Beyond limitations in the scope of documents on which the model was trained and applied, there were also multiple ways in which the performance of different trialled systems might have been increased. For all USE, s-BERT, Longformer and BigBird systems, text embeddings were created using pre-trained transformer models. It is conceivable that fine-tuning the transformers could have produced superior results (Devlin et al., 2019; Sun et al., 2019). Additionally, the features used to represent each judgment were not derived from any specific portion of the judgment text. Working with only particular sections of the judgment such as the facts of the case might have enhanced prediction accuracy. Lastly, the classifier was trained using just 400 judgments labelled by a single domain expert. Using multiple people to label the same number of judgments might have reduced error (see further, Aslan et al., 2017; Muller et al., 2021). Alternatively, using a greater number of human-labelled judgments for model training would likely have improved the model’s predictions (and increased the proportion of judgments in the repository that were human-classified).
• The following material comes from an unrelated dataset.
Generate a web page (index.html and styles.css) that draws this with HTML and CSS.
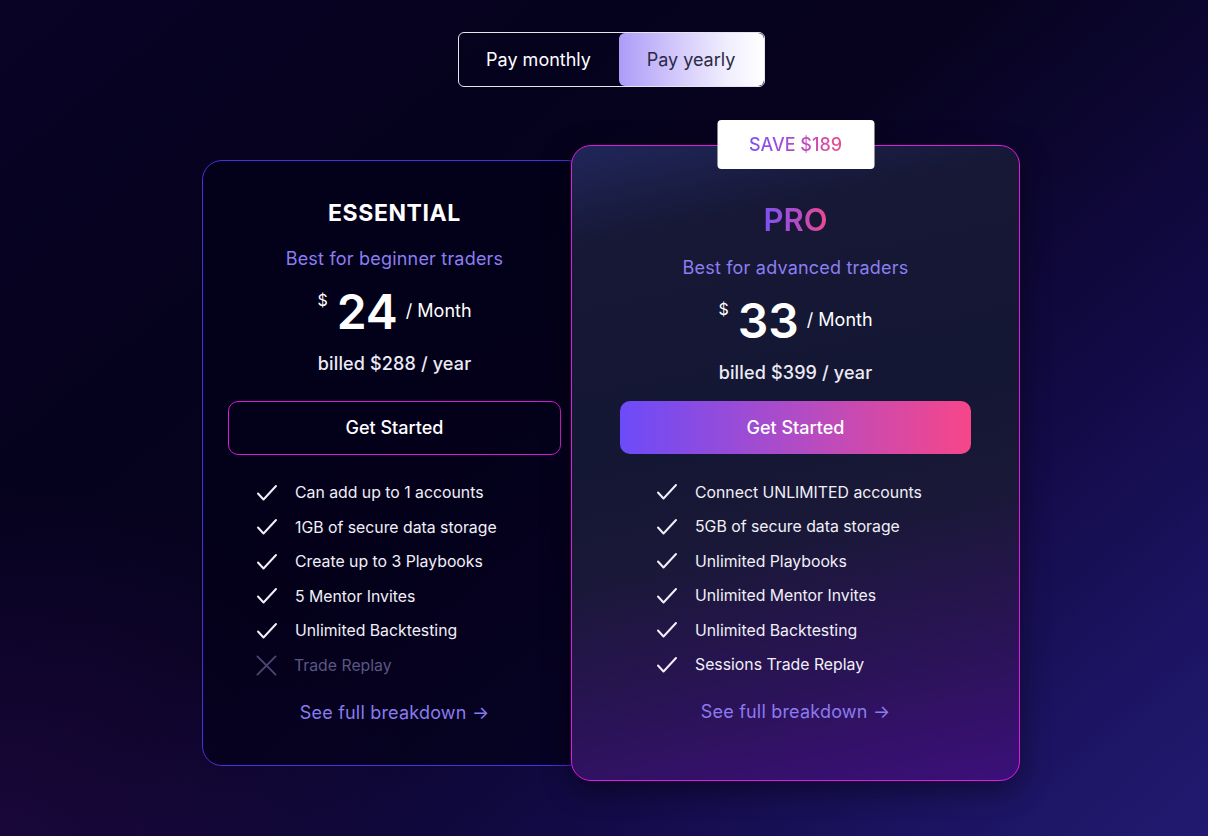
FILE: index.html
```html
<!DOCTYPE html>
<html lang="en">
<head>
<meta charset="utf-8">
<title>Pricing</title>
<link rel="stylesheet" href="styles.css">
</head>
<body>
<main class="page">
  <div class="toggle">
    <button class="toggle-opt">Pay monthly</button>
    <button class="toggle-opt active">Pay yearly</button>
  </div>

  <div class="plans">
    <section class="card essential">
      <h2 class="plan-name">ESSENTIAL</h2>
      <p class="plan-sub">Best for beginner traders</p>
      <div class="price"><span class="cur">$</span><span class="amt">24</span><span class="per">/ Month</span></div>
      <p class="billed">billed $288 / year</p>
      <button class="cta outline">Get Started</button>
      <ul class="features">
        <li><svg class="ico" viewBox="0 0 22 18"><path d="M2 9.5 L7.5 15.5 L20 2" fill="none" stroke="#f2f0fa" stroke-width="2" stroke-linecap="round" stroke-linejoin="round"/></svg>Can add up to 1 accounts</li>
        <li><svg class="ico" viewBox="0 0 22 18"><path d="M2 9.5 L7.5 15.5 L20 2" fill="none" stroke="#f2f0fa" stroke-width="2" stroke-linecap="round" stroke-linejoin="round"/></svg>1GB of secure data storage</li>
        <li><svg class="ico" viewBox="0 0 22 18"><path d="M2 9.5 L7.5 15.5 L20 2" fill="none" stroke="#f2f0fa" stroke-width="2" stroke-linecap="round" stroke-linejoin="round"/></svg>Create up to 3 Playbooks</li>
        <li><svg class="ico" viewBox="0 0 22 18"><path d="M2 9.5 L7.5 15.5 L20 2" fill="none" stroke="#f2f0fa" stroke-width="2" stroke-linecap="round" stroke-linejoin="round"/></svg>5 Mentor Invites</li>
        <li><svg class="ico" viewBox="0 0 22 18"><path d="M2 9.5 L7.5 15.5 L20 2" fill="none" stroke="#f2f0fa" stroke-width="2" stroke-linecap="round" stroke-linejoin="round"/></svg>Unlimited Backtesting</li>
        <li class="off"><svg class="ico x" viewBox="0 0 22 22"><path d="M1.5 1.5 L20.5 20.5 M20.5 1.5 L1.5 20.5" fill="none" stroke="#4a4670" stroke-width="2" stroke-linecap="round"/></svg>Trade Replay</li>
      </ul>
      <a class="breakdown" href="#">See full breakdown →</a>
    </section>

    <section class="card pro">
      <div class="badge"><span class="grad-text">SAVE $189</span></div>
      <h2 class="plan-name pro-name"><span class="grad-text">PRO</span></h2>
      <p class="plan-sub">Best for advanced traders</p>
      <div class="price"><span class="cur">$</span><span class="amt">33</span><span class="per">/ Month</span></div>
      <p class="billed">billed $399 / year</p>
      <button class="cta filled">Get Started</button>
      <ul class="features">
        <li><svg class="ico" viewBox="0 0 22 18"><path d="M2 9.5 L7.5 15.5 L20 2" fill="none" stroke="#f2f0fa" stroke-width="2" stroke-linecap="round" stroke-linejoin="round"/></svg>Connect UNLIMITED accounts</li>
        <li><svg class="ico" viewBox="0 0 22 18"><path d="M2 9.5 L7.5 15.5 L20 2" fill="none" stroke="#f2f0fa" stroke-width="2" stroke-linecap="round" stroke-linejoin="round"/></svg>5GB of secure data storage</li>
        <li><svg class="ico" viewBox="0 0 22 18"><path d="M2 9.5 L7.5 15.5 L20 2" fill="none" stroke="#f2f0fa" stroke-width="2" stroke-linecap="round" stroke-linejoin="round"/></svg>Unlimited Playbooks</li>
        <li><svg class="ico" viewBox="0 0 22 18"><path d="M2 9.5 L7.5 15.5 L20 2" fill="none" stroke="#f2f0fa" stroke-width="2" stroke-linecap="round" stroke-linejoin="round"/></svg>Unlimited Mentor Invites</li>
        <li><svg class="ico" viewBox="0 0 22 18"><path d="M2 9.5 L7.5 15.5 L20 2" fill="none" stroke="#f2f0fa" stroke-width="2" stroke-linecap="round" stroke-linejoin="round"/></svg>Unlimited Backtesting</li>
        <li><svg class="ico" viewBox="0 0 22 18"><path d="M2 9.5 L7.5 15.5 L20 2" fill="none" stroke="#f2f0fa" stroke-width="2" stroke-linecap="round" stroke-linejoin="round"/></svg>Sessions Trade Replay</li>
      </ul>
      <a class="breakdown" href="#">See full breakdown →</a>
    </section>
  </div>
</main>
</body>
</html>
```

FILE: styles.css
```css
* { box-sizing: border-box; }
html, body { margin: 0; padding: 0; }
body {
  width: 1208px;
  height: 836px;
  overflow: hidden;
  font-family: Inter, "Noto Sans", sans-serif;
  color: #fff;
  background:
    radial-gradient(ellipse 600px 500px at 0% 100%, rgba(40, 10, 80, 0.55), rgba(40, 10, 80, 0) 70%),
    linear-gradient(140deg, #090326 0%, #05021d 28%, #07031f 45%, #120a45 70%, #1c1462 88%, #221a70 100%);
}
.page {
  display: flex;
  flex-direction: column;
  align-items: center;
  padding-top: 32px;
  padding-left: 14px;
}

/* toggle */
.toggle {
  display: flex;
  height: 55px;
  border: 1px solid #e6e4ef;
  border-radius: 6px;
  overflow: hidden;
}
.toggle-opt {
  font-family: Inter, sans-serif;
  font-size: 18px;
  font-weight: 400;
  border: 0;
  background: transparent;
  color: #fff;
  padding: 0;
  width: 160px;
  cursor: pointer;
}
.toggle-opt.active {
  width: 145px;
  color: #2b2a45;
  border-radius: 6px;
  background: linear-gradient(90deg, #ad9cf8 0%, #d3c9fb 40%, #f1eefe 75%, #ffffff 100%);
}

/* plans */
.plans {
  display: flex;
  align-items: center;
  margin-top: 58px;
}
.card {
  display: flex;
  flex-direction: column;
  align-items: center;
  border-radius: 20px;
  position: relative;
}
.essential {
  width: 385px;
  padding: 39px 25px 41px;
  border: 1px solid #4a2ee0;
  background: rgba(3, 0, 24, 0.7);
}
.pro {
  width: 449px;
  margin-left: -16px;
  padding: 56px 48px 57px;
  border: 1px solid #e418e0;
  background: linear-gradient(168deg, #20265a 0%, #161836 14%, #141733 45%, #1a1838 60%, #2a1356 80%, #3c0f7a 100%);
  box-shadow: 0 8px 30px rgba(0, 0, 0, 0.45);
  z-index: 1;
}

.badge {
  position: absolute;
  top: -26px;
  left: 50%;
  transform: translateX(-50%);
  width: 157px;
  height: 49px;
  background: #fff;
  border-radius: 4px;
  display: flex;
  align-items: center;
  justify-content: center;
  font-size: 18px;
  font-weight: 500;
}
.grad-text {
  background: linear-gradient(90deg, #7a52f6 0%, #b64cc4 55%, #ee4a8c 100%);
  -webkit-background-clip: text;
  background-clip: text;
  color: transparent;
}

.plan-name {
  margin: 0;
  font-family: Inter, sans-serif;
  font-weight: 700;
  font-size: 23px;
  letter-spacing: 0.6px;
  line-height: 27px;
  color: #fff;
}
.pro-name {
  font-size: 31px;
  font-weight: 600;
  letter-spacing: 0;
  line-height: 36px;
}
.plan-sub {
  margin: 21px 0 0;
  font-size: 18px;
  letter-spacing: 0.2px;
  line-height: 22px;
  color: #8c7ef2;
}
.pro .plan-sub { margin-top: 19px; }

.price {
  display: flex;
  align-items: center;
  margin-top: 14px;
  height: 56px;
}
.cur {
  align-self: flex-start;
  font-size: 16px;
  line-height: 20px;
  margin-top: 6px;
  margin-right: 9px;
}
.amt {
  font-size: 48px;
  font-weight: 600;
  line-height: 56px;
  margin-right: 8px;
}
.per {
  font-size: 18px;
  line-height: 22px;
  margin-top: -2px;
}
.billed {
  margin: 13px 0 0;
  font-size: 18px;
  letter-spacing: 0.15px;
  line-height: 22px;
  font-weight: 500;
  color: #ecebf5;
}
.pro .billed { margin-top: 13px; }

.cta {
  margin-top: 26px;
  width: 100%;
  height: 54px;
  border-radius: 10px;
  font-family: Inter, sans-serif;
  font-size: 18px;
  font-weight: 500;
  color: #fff;
  cursor: pointer;
}
.cta.outline {
  background: transparent;
  border: 1px solid #d81ad6;
}
.cta.filled {
  margin-top: 17px;
  height: 53px;
  border: 0;
  background: linear-gradient(90deg, #6c4bf9 0%, #b04cc6 50%, #f74689 100%);
}

.features {
  list-style: none;
  margin: 28px 0 0;
  padding: 0 0 0 28px;
  align-self: stretch;
  display: flex;
  flex-direction: column;
  gap: 14.5px;
}
.pro .features { padding-left: 36px; }
.features li {
  display: flex;
  align-items: center;
  height: 20px;
  font-size: 15.8px;
  color: #f1f0f8;
}
.features li.off { color: #5a5780; }
.ico {
  width: 22px;
  height: 18px;
  flex: none;
  margin-right: 17px;
}
.ico.x {
  width: 21px;
  height: 21px;
}

.breakdown {
  margin-top: 27px;
  font-size: 18px;
  letter-spacing: 0.2px;
  line-height: 22px;
  color: #8a7bef;
  text-decoration: none;
}
.pro .breakdown { margin-top: 26px; }
```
While one or more of these tasks could be considered necessary for the creation of a conclusive repository of judgments, each was beyond the scope of this initial repository creation project. Tuning sentence encoders and extracting sections of the text from judgments on BAILII are both more complex than the work presented here. With regards to the latter, the (inconsistent) structure of BAILII judgments obstructs the division of judgments into distinct sections (cf. Medvedeva et al., 2020). Further, additional labelling would have added time and potentially cost to the project. Each recognised limitation is therefore merely considered a pointer towards potential future research.

Indeed, we remain confident in the ML system on which our judgment repository was partially built. This performed significantly better than most alternate systems and a baseline measure intended to reflect current searching practice (Sect. 3.4). It was also constructed in a manner that permitted investigation into influential features. This investigation suggested many features to make rational contributions to judgment classification (Sect. 3.5.1). Amongst the (rational) negative predictors was the term ‘jury’, which stimulated important discussion of the backward-looking nature of our model. This consideration of influential terms highlighted the benefits of using ML systems that permit some level of human understanding.

5 Conclusion

Using animal protection law as a case study, this paper has shown that ML can be employed to create a worthwhile judgment repository concerning a new practice area. To achieve this, we outlined a judgment repository creation process that began with the identification of 1637 judgments on BAILII containing ‘animal’ made by the Privy Council, House of Lords, Supreme Court and upper England and Wales courts between January 2000 and December 2020. This amount contrasts with BAILII’s own search tool, which only identified 1568 judgments. 500 of the judgments containing ‘animal’ were labelled by a domain expert and used to train and validate ten ML systems. The best performing system confirmed the merits of using NLP and ML for judgment classification by achieving a macro-F1 score of 0.87 and accuracy of 0.93 on a test set of 100 judgments. This system was used to classify the remaining (unlabelled) judgments, giving a repository of 175 animal protection law judgments of which 92 were found automatically. Preliminary examination of the repository suggests it could aid the identification of individual animal protection law judgments and enhance understanding of the breadth of animal protection law created by courts.